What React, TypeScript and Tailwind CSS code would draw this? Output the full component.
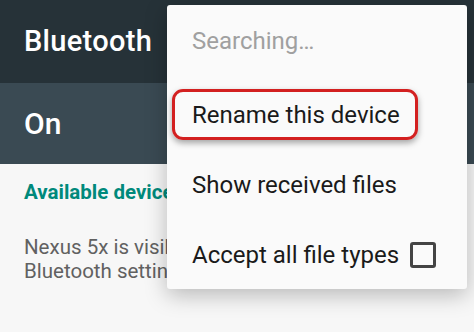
import React from "react";

export default function App() {
  return (
    <div className="relative w-[474px] h-[332px] overflow-hidden bg-[#f7f7f7]" style={{ fontFamily: "Roboto, 'Noto Sans', sans-serif" }}>
      <div className="h-[83px] bg-[#263238] flex items-center pl-[24px]">
        <span className="text-white text-[29px] font-medium leading-none tracking-[0.3px]">Bluetooth</span>
      </div>
      <div className="h-[81px] bg-[#3a4a53] flex items-center pl-[24px]">
        <span className="text-white text-[30px] font-medium leading-none">On</span>
      </div>
      <div className="pl-[24px] pt-[15px] w-[167px] overflow-hidden whitespace-nowrap">
        <div className="text-[#00897b] text-[20.5px] font-bold leading-[26px]">Available devices</div>
        <div className="mt-[30px] text-[#616161] text-[20.5px] leading-[24px]">
          Nexus 5x is visible to nearby devices while
          <br />
          Bluetooth settings is open.
        </div>
      </div>

      <div className="absolute left-[167px] top-[5px] w-[300px] h-[284px] bg-[#fafafa] rounded-[3px] shadow-[0_6px_22px_rgba(0,0,0,0.26)] flex flex-col pl-[25px]">
        <div className="h-[75px] flex items-center pb-[2px] text-[#a0a0a0] text-[24px]">Searching…</div>
        <div className="h-[70px] flex items-center">
          <div className="relative -ml-[20px] pl-[17px] w-[246px] h-[51px] flex items-center border-[3px] border-[#d32020] rounded-[11px] shadow-[0_3px_6px_rgba(0,0,0,0.35)] text-[#1a1a1a] text-[24px]">
            Rename this device
          </div>
        </div>
        <div className="h-[72px] flex items-center text-[#1a1a1a] text-[24px]">Show received files</div>
        <div className="h-[68px] flex items-center text-[#1a1a1a] text-[24px]">
          <span>Accept all file types</span>
          <span className="ml-[11px] w-[26px] h-[26px] border-[3px] border-[#444] rounded-[3px]" />
        </div>
      </div>
    </div>
  );
}
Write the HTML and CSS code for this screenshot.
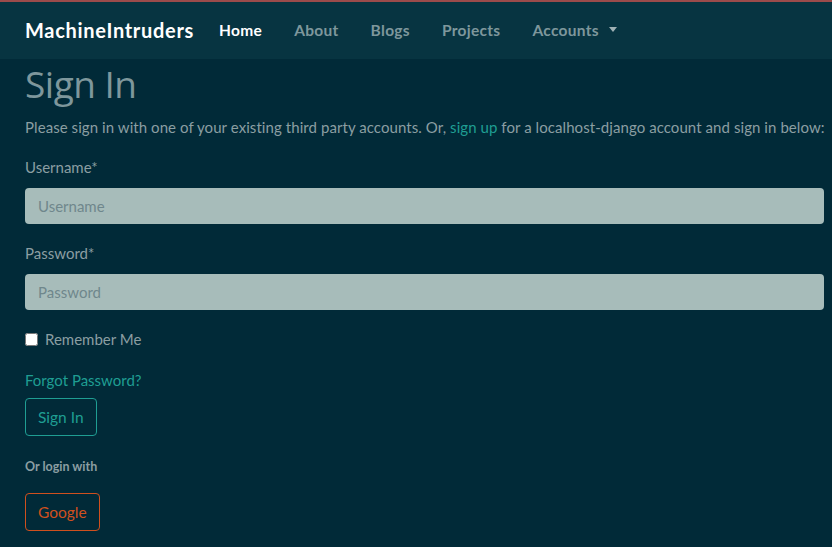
FILE: index.html
```html
<!DOCTYPE html>
<html lang="en">
<head>
<meta charset="utf-8">
<title>Sign In</title>
<link rel="stylesheet" href="styles.css">
</head>
<body>
<nav class="navbar">
  <a class="brand" href="#">MachineIntruders</a>
  <ul class="nav">
    <li><a class="nav-link active" href="#">Home</a></li>
    <li><a class="nav-link" href="#">About</a></li>
    <li><a class="nav-link" href="#">Blogs</a></li>
    <li><a class="nav-link" href="#">Projects</a></li>
    <li><a class="nav-link dropdown" href="#">Accounts <span class="caret"></span></a></li>
  </ul>
</nav>
<main class="content">
  <h1 class="title">Sign In</h1>
  <p class="intro">Please sign in with one of your existing third party accounts. Or, <a href="#" class="link">sign up</a> for a localhost-django account and sign in below:</p>
  <form class="form">
    <div class="field">
      <label class="label" for="u">Username*</label>
      <input class="input" id="u" type="text" placeholder="Username">
    </div>
    <div class="field">
      <label class="label" for="p">Password*</label>
      <input class="input" id="p" type="password" placeholder="Password">
    </div>
    <div class="check">
      <input type="checkbox" id="r" class="checkbox">
      <label for="r" class="check-label">Remember Me</label>
    </div>
    <a href="#" class="link forgot">Forgot Password?</a>
    <div><button type="button" class="btn btn-teal">Sign In</button></div>
  </form>
  <p class="or">Or login with</p>
  <div><button type="button" class="btn btn-orange">Google</button></div>
</main>
</body>
</html>
```

FILE: styles.css
```css
* { box-sizing: border-box; }
html, body { margin: 0; padding: 0; }
body {
  background: #012a38;
  font-family: Lato, "Liberation Sans", sans-serif;
  color: #8b9ea2;
  border-top: 2px solid #9c4b4b;
  min-height: 547px;
}
.navbar {
  background: #073441;
  height: 57px;
  display: flex;
  align-items: center;
  padding: 0 25px 2px;
}
.brand {
  font-family: Lato, sans-serif;
  font-weight: 700;
  font-size: 20px;
  color: #ffffff;
  text-decoration: none;
  margin-right: 25px;
  letter-spacing: 0.7px;
}
.nav { list-style: none; display: flex; margin: 0; padding: 0; gap: 0; }
.nav-link {
  display: block;
  font-family: Lato, sans-serif;
  font-weight: 700;
  font-size: 15.5px;
  color: #7e979c;
  text-decoration: none;
  padding: 0 16px;
  letter-spacing: 0.3px;
}
.nav li:first-child .nav-link { padding-left: 0; }
.nav-link.active { color: #ffffff; }
.caret {
  display: inline-block;
  width: 0; height: 0;
  border-left: 4.5px solid transparent;
  border-right: 4.5px solid transparent;
  border-top: 5px solid #9fb1b5;
  vertical-align: 4px;
  margin-left: 6px;
}
.content { padding: 0 8px 0 25px; }
.title {
  font-family: "Open Sans", sans-serif;
  font-weight: 400;
  font-size: 37px;
  color: #7e979c;
  margin: 3px 0 10px;
  line-height: 44px;
  letter-spacing: -0.5px;
}
.intro {
  font-size: 15px;
  margin: 0 0 16px;
  line-height: 22px;
  white-space: nowrap;
  letter-spacing: 0.07px;
}
.link { color: #1f9e93; text-decoration: none; }
.form { display: flex; flex-direction: column; }
.field { display: flex; flex-direction: column; margin-bottom: 18px; }
.label { font-size: 15px; line-height: 22px; margin-bottom: 10px; }
.field:first-child .label { margin-top: 2px; }
.input {
  height: 36px;
  width: 799px;
  border: none;
  border-radius: 4px;
  background: #a7bcba;
  padding: 0 13px;
  font-family: Lato, sans-serif;
  font-size: 15px;
  color: #333;
}
.input::placeholder { color: #6f878c; }
.check { display: flex; align-items: center; margin: 0 0 19px; }
.checkbox { width: 13px; height: 13px; margin: 0 7px 0 0; }
.check-label { font-size: 15px; line-height: 22px; }
.forgot { font-size: 15px; line-height: 22px; margin-bottom: 7px; }
.btn {
  background: transparent;
  border-radius: 4px;
  font-family: Lato, sans-serif;
  font-size: 15.5px;
  padding: 0 12px;
  height: 38px;
  cursor: pointer;
}
.btn-teal { border: 1px solid #1f9e93; color: #1f9e93; }
.btn-orange { border: 1px solid #d0501e; color: #d0501e; }
.or { font-size: 12.5px; font-weight: 700; margin: 23px 0 19px; }
```
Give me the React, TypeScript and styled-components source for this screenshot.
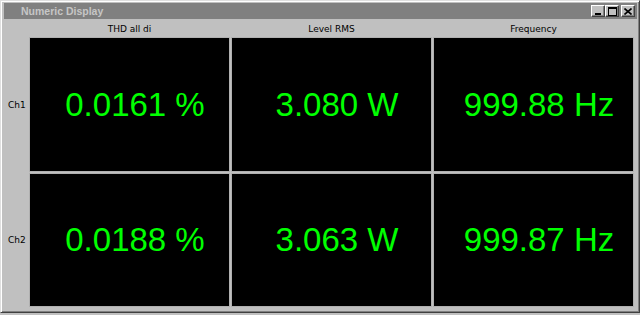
import React, { FunctionComponent } from 'react'
import styled, { createGlobalStyle } from 'styled-components'

const GlobalStyle = createGlobalStyle`
	html, body
	{
		margin: 0;
		padding: 0;
		background: #c0c0c0;
		font-family: "DejaVu Sans", sans-serif;
	}
`


const Window = styled.div`
	box-sizing: border-box;
	width: 640px;
	height: 313px;
	background: #c0c0c0;
	border-top: 1px solid #dfdfdf;
	border-left: 1px solid #dfdfdf;
	border-right: 1px solid #404040;
	border-bottom: 1px solid #404040;
	box-shadow: inset 1px 1px 0 #ffffff, inset -1px -1px 0 #808080;
	padding: 2px;
	display: flex;
	flex-direction: column;
`


const TitleBar = styled.div`
	height: 16px;
	background: #808080;
	display: flex;
	align-items: center;
	padding: 0 2px 0 17px;
	margin-left: 1px;
`


const Title = styled.span`
	flex: 1;
	color: #c6c6c6;
	font-family: "Liberation Sans", sans-serif;
	font-weight: bold;
	font-size: 10.5px;
`


const Buttons = styled.div`
	display: flex;
	align-items: center;
`


const CaptionButton = styled.div<{ $gap?: number }>`
	box-sizing: border-box;
	width: 14px;
	height: 12px;
	margin-left: ${p => p.$gap ?? 0}px;
	background: #c0c0c0;
	border-top: 1px solid #ffffff;
	border-left: 1px solid #ffffff;
	border-right: 1px solid #404040;
	border-bottom: 1px solid #404040;
	box-shadow: inset -1px -1px 0 #808080;
	display: flex;
	align-items: center;
	justify-content: center;
`


const Grid = styled.div`
	flex: 1;
	display: grid;
	grid-template-columns: 24px 199px 199px 199px;
	grid-template-rows: 15px 133px 132px;
	column-gap: 3px;
	row-gap: 3px;
	margin-top: 1px;
	align-content: start;
`


const ColHeader = styled.div`
	display: flex;
	align-items: center;
	justify-content: center;
	font-family: "DejaVu Sans", sans-serif;
	font-size: 9px;
	color: #000;
	padding-top: 3px;
`


const RowLabel = styled.div`
	display: flex;
	align-items: center;
	padding-left: 5px;
	font-family: "DejaVu Sans", sans-serif;
	font-size: 9px;
	color: #000;
`


const Cell = styled.div`
	background: #000;
	outline: 1px solid #b0b0b0;
	display: flex;
	align-items: center;
	justify-content: center;
	padding-left: 11px;
	color: #00ff00;
	font-family: "Liberation Sans", sans-serif;
	font-size: 33px;
	white-space: nowrap;
`


const Minimize = () => (
	<svg width='8' height='8' viewBox='0 0 8 8'>
		<rect x='1' y='6' width='6' height='2' fill='#000' />
	</svg>
)

const Maximize = () => (
	<svg width='9' height='9' viewBox='0 0 9 9'>
		<rect x='0.5' y='0.5' width='8' height='8' fill='none' stroke='#000' />
		<rect x='0' y='0' width='9' height='2' fill='#000' />
	</svg>
)

const Close = () => (
	<svg width='8' height='7' viewBox='0 0 8 7'>
		<path d='M0.5 0.5 L7.5 6.5 M7.5 0.5 L0.5 6.5' stroke='#000' strokeWidth='1.6' />
	</svg>
)


const columns = ['THD all di', 'Level RMS', 'Frequency']

const rows = [
	{ label: 'Ch1', values: ['0.0161 %', '3.080 W', '999.88 Hz'] },
	{ label: 'Ch2', values: ['0.0188 %', '3.063 W', '999.87 Hz'] },
]


const App: FunctionComponent = () => (
	<>
		<GlobalStyle />
		<Window>
			<TitleBar>
				<Title>Numeric Display</Title>
				<Buttons>
					<CaptionButton><Minimize /></CaptionButton>
					<CaptionButton><Maximize /></CaptionButton>
					<CaptionButton $gap={2}><Close /></CaptionButton>
				</Buttons>
			</TitleBar>
			<Grid>
				<div />
				{columns.map(c => <ColHeader key={c}>{c}</ColHeader>)}
				{rows.map(r => (
					<React.Fragment key={r.label}>
						<RowLabel>{r.label}</RowLabel>
						{r.values.map(v => <Cell key={v}>{v}</Cell>)}
					</React.Fragment>
				))}
			</Grid>
		</Window>
	</>
)


export default App
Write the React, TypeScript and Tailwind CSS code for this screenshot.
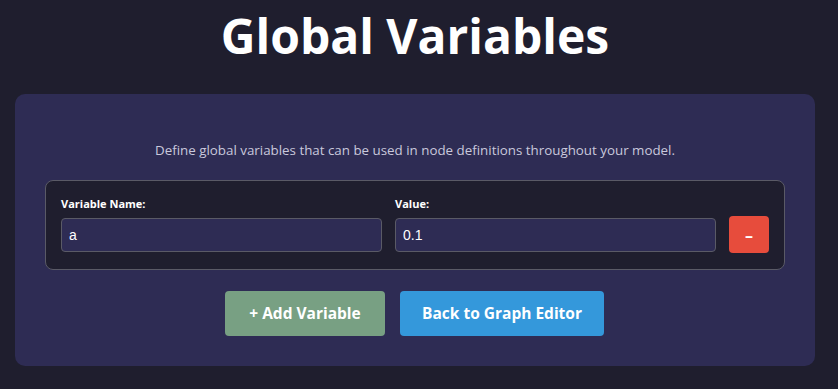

Task statement:
Output exactly the span of lines from the top of the listing through the line holding "import React from", and leave every picture out.

Response for this exercise:
What React, TypeScript and Tailwind CSS code would draw this? Output the full component.
import React from "react";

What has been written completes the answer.